About Karin Boxer
Philosopher and disability inclusion strategist focused on institutional design.
Karin Boxer is a philosopher and disability inclusion strategist whose work examines how institutions structure responsibility, expertise, and authority, shaping disabled people’s ability to participate and remain.
Her work addresses two closely related domains. The first is the conceptual and cultural analysis of disability and ableism: how institutions define excellence, merit, productivity, and professionalism, and how those definitions quietly exclude disabled people. The second is the institutional design of accommodation systems, including the ADA interactive process, and the recurring structural patterns that cause those systems to fail in practice.

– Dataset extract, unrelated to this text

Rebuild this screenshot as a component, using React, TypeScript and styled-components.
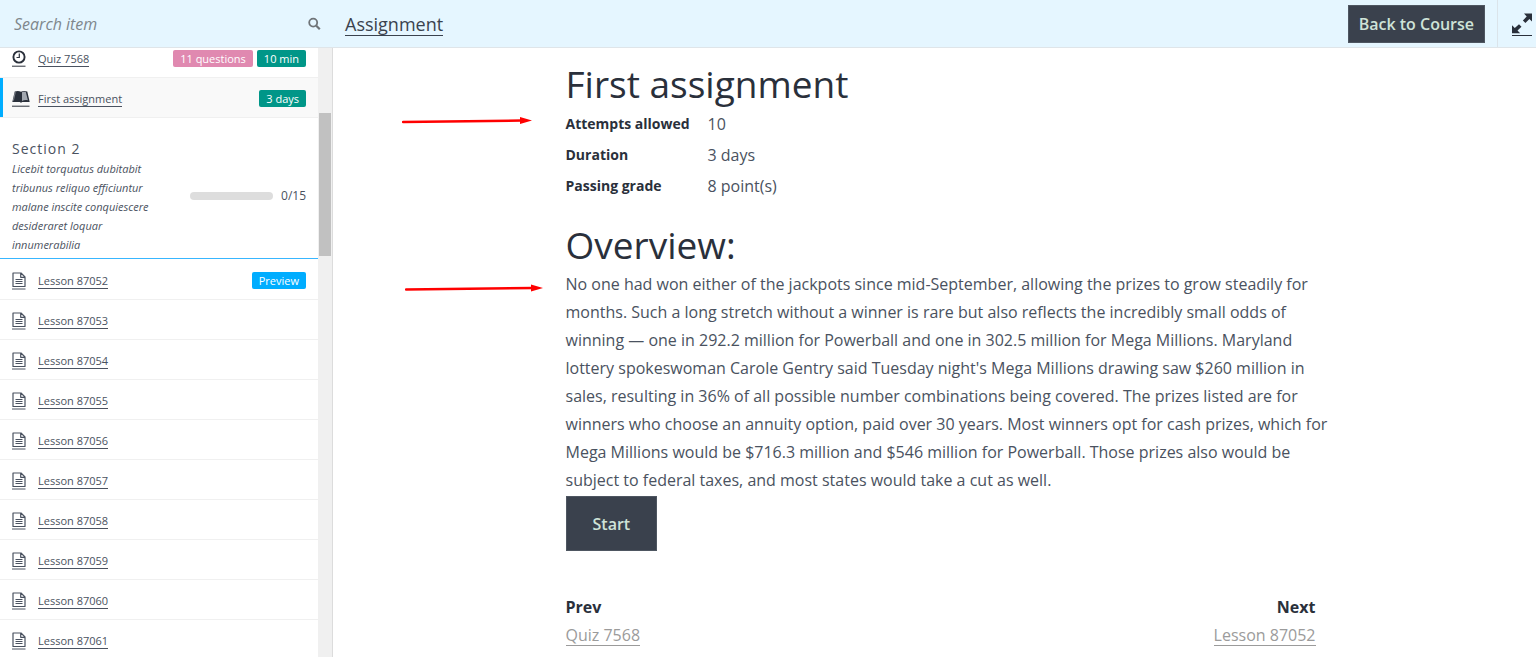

For twenty-four years, Karin taught philosophy, with a focus on moral responsibility, institutional decision-making, and standards of evaluation. She lives with Just-Right obsessive-compulsive disorder, an experience that informs her analysis of how institutions treat deviation from normative ways of working and how accommodation processes often misrecognize structural barriers as individual shortcomings.
Her work examines why ADA interactive processes so often break down despite formal compliance, and how misplaced expertise, front-loaded solution burdens, risk-management defaults, and procedural drift undermine their intended purpose. Across contexts, she traces how accommodation failures are produced not by bad intent, but by design choices that offload responsibility and obscure institutional accountability.
Her work spans writing, speaking, and consulting on disability, ableism, and the institutional design of accommodation systems.